Raphaël Liogier : A la suite de la publication de ces chiffres, plusieurs réactions ont laissé entendre une "pré-tiermondisation" de la France, selon laquelle la France serait en train de connaitre un appauvrissement global, c'est à dire un recul du produit intérieur brut, comme pour d'autres pays européens. Ce qui est faux. Il n'y a pas d'appauvrissement global en termes de PIB.

En vérité, la part de l'Europe, et de la France, dans le PIB mondial s'est affaiblit ces trente dernières années du fait de la montée en puissance des pays émergents comme la Chine ou l'Inde. Autrement dit, notre PIB continu de croître, mais à un niveau plus faible que celui des pays à fortes croissances. Il n'y a donc pas d'appauvrissement généralisé, c'est à dire sans distinction de classes sociales, mais un appauvrissement relatif.

Cette situation se traduit-elle par une augmentation des inégalités ?

C'est le deuxième constat de l'étude : les plus pauvres continuent de s’appauvrir. En réalité, cela dépend de la définition même que l'on attribue à la pauvreté, et au seuil de pauvreté. Nous calculons ce dernier à partir du revenu médian (le revenu qui sépare les 50% des revenus les plus bas des 50% les plus élevés, ndlr). Hors, il s'est affaibli. Dès lors, le nombre de personnes entrant dans la définition de "pauvre" augmente mécaniquement.

D'ailleurs, nous critiquons souvent les Américains en précisant qu'ils ont un nombre très important de citoyens vivant sous le seuil de pauvreté. Mais le revenu médian, à partir duquel est calculé ce seuil, est beaucoup plus élevé outre-Atlantique qu'en France. Le nombre de pauvres est donc mathématiquement plus élevé.
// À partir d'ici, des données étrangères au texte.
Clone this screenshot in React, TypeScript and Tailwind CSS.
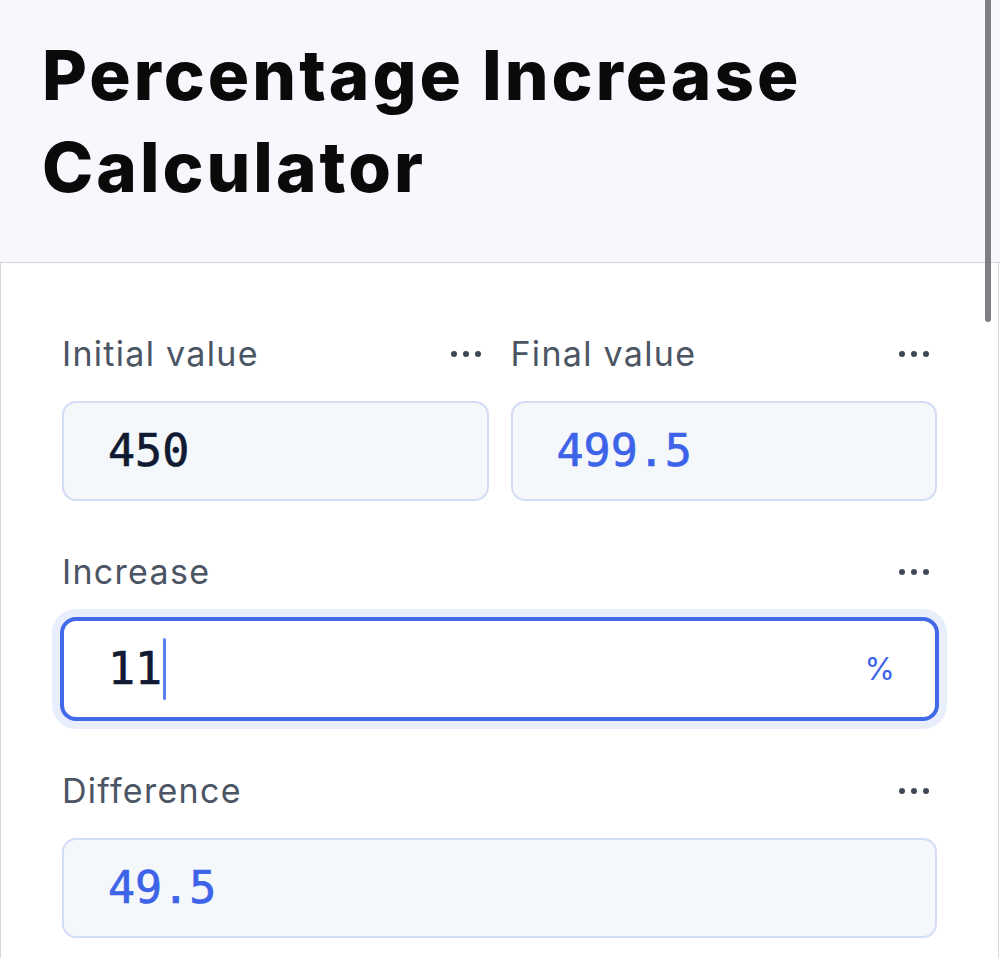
import React from "react";

const Dots = () => (
  <div className="flex items-center gap-[6px]">
    <span className="block h-[6px] w-[6px] rounded-full bg-[#404754]" />
    <span className="block h-[6px] w-[6px] rounded-full bg-[#404754]" />
    <span className="block h-[6px] w-[6px] rounded-full bg-[#404754]" />
  </div>
);

const Label = ({ text }: { text: string }) => (
  <div className="flex h-[48px] items-center justify-between pr-[8px]">
    <span className="-mt-[2px] text-[34px] tracking-[1.3px] text-[#4b5563] font-['Inter',sans-serif]">{text}</span>
    <Dots />
  </div>
);

const Box = ({ value, color }: { value: string; color: string }) => (
  <div className="mt-[23px] flex h-[100px] items-center rounded-[14px] border-2 border-[#d3dcf6] bg-[#f5f8fb] pl-[44px]">
    <span className={`text-[45px] [-webkit-text-stroke:0.7px_currentColor] font-['DejaVu_Sans_Mono',monospace] ${color}`}>{value}</span>
  </div>
);

export default function App() {
  return (
    <div className="relative min-h-[958px] w-[1000px] overflow-hidden bg-white">
      <header className="h-[263px] border-b border-[#d4d6da] bg-[#f6f8fe] pl-[42px] pt-[29px]">
        <h1 className="text-[69px] font-extrabold leading-[92px] tracking-[3px] text-[#0a0a0a] font-['Inter',sans-serif]">
          Percentage Increase
          <br />
          Calculator
        </h1>
      </header>
      <main className="mr-[1px] min-h-[695px] border-x border-[#d4d6da] bg-white px-[61px] pt-[67px]">
        <div className="grid grid-cols-2 gap-x-[22px]">
          <div>
            <Label text="Initial value" />
            <Box value="450" color="text-[#111a33]" />
          </div>
          <div>
            <Label text="Final value" />
            <Box value="499.5" color="text-[#3d63e8]" />
          </div>
        </div>
        <div className="mt-[47px]">
          <Label text="Increase" />
          <div className="mt-[23px] flex h-[100px] items-center rounded-[14px] border-2 border-[#4169e8] bg-white pl-[44px] pr-[40px] shadow-[0_0_0_2px_#4169e8,0_0_0_10px_#e9eefc]">
            <span className="text-[45px] [-webkit-text-stroke:0.7px_currentColor] text-[#111a33] font-['DejaVu_Sans_Mono',monospace]">11</span>
            <span className="ml-[1px] block h-[62px] w-[3px] rounded-full bg-[#5b7ff0]" />
            <span className="ml-auto text-[31px] text-[#3d63e8] font-['Inter',sans-serif]">%</span>
          </div>
        </div>
        <div className="mt-[48px]">
          <Label text="Difference" />
          <Box value="49.5" color="text-[#3d63e8]" />
        </div>
      </main>
      <div className="absolute right-[9px] top-0 h-[322px] w-[6px] rounded-b-full bg-[#7d7f84]" />
    </div>
  );
}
Autrement dit, un "pauvre" en France est plus pauvre qu'un "pauvre" aux Etats-Unis. La notion que la France attribue à la pauvreté a donc tendance à évoluer sur la mauvaise direction du fait de la baisse du revenu médian.

Ce phénomène de paupérisation, récemment évoqué par de nombreux chefs d'entreprises, est-il conjoncturel ou structurel ?

L'écart entre les plus riches et les plus pauvres se creuse. Mais essentiellement pour une raison :  l'écrasement des classes moyennes, voire des classes moyennes supérieures. Il s'agit d'un véritable problème dans la mesure où les solutions prônées par les différents gouvernements ne peuvent pas porter leurs fruits en raison même de la nature même du problème de qu'est l'appauvrissement.

En effet, ce dernier n'est pas seulement économique mais s'intègre dans un contexte de changement des sociétés européennes par rapport au reste du monde. L'Europe est passée d'une société industrielle à une société post-industrielle. Structurellement, nous ne produisons plus de la même manière que dans le passé. Il y a donc une inadéquation entre les politiques sociales et économiques adoptées par les pouvoirs en place, qu'ils soient de droite ou de gauche, et cette nouvelle méthode de production industrielle.